Would I opt to write a more extensive business application in C++ if I got put on a tight deadline? I don’t think so. If I had to do COBOL-like things in C++, I would be hunting for various libraries, get stuck up to my gills in complex configurations and be scrambling to find replacements for things like Report Writer, or be forced to write my own. Meanwhile in COBOL everything is there already, because it’s what that DSL is designed for. Replacing C++ with Java or the like wouldn’t help either, as you end up doing so much boilerplate work and dependencies wrangling.
A Modern DSL
Perhaps the funniest thing about COBOL is that since version 2002 it got a whole range of features that push it closer to generic languages like Java. Features that include object-oriented programming, bit and boolean types, heap-based memory allocation, method overloading and asynchronous messaging. Meanwhile the simple English, case-insensitive, syntax – with allowance for various spellings and acronyms – means that you can rapidly type code without adding symbol soup, and reading it is obvious even as a beginner, as the code literally does what it says it does.

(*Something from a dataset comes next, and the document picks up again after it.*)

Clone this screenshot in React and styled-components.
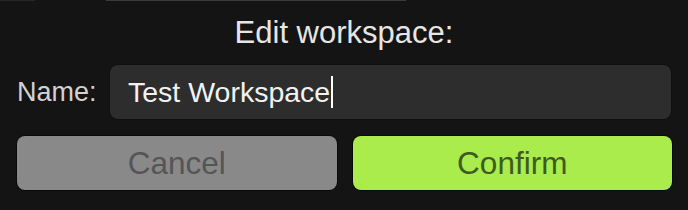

True, the syntax and naming feels a bit quaint at first, but that is easily explained by the fact that when COBOL appeared on the scene, ALGOL was still highly relevant and the C programming language wasn’t even a glimmer in Dennis Ritchie’s eyes yet. If anything, COBOL has proven itself – much like Fortran and others – to be a time-tested DSL that is truly a testament to Grace Hopper and everyone else involved in its creation.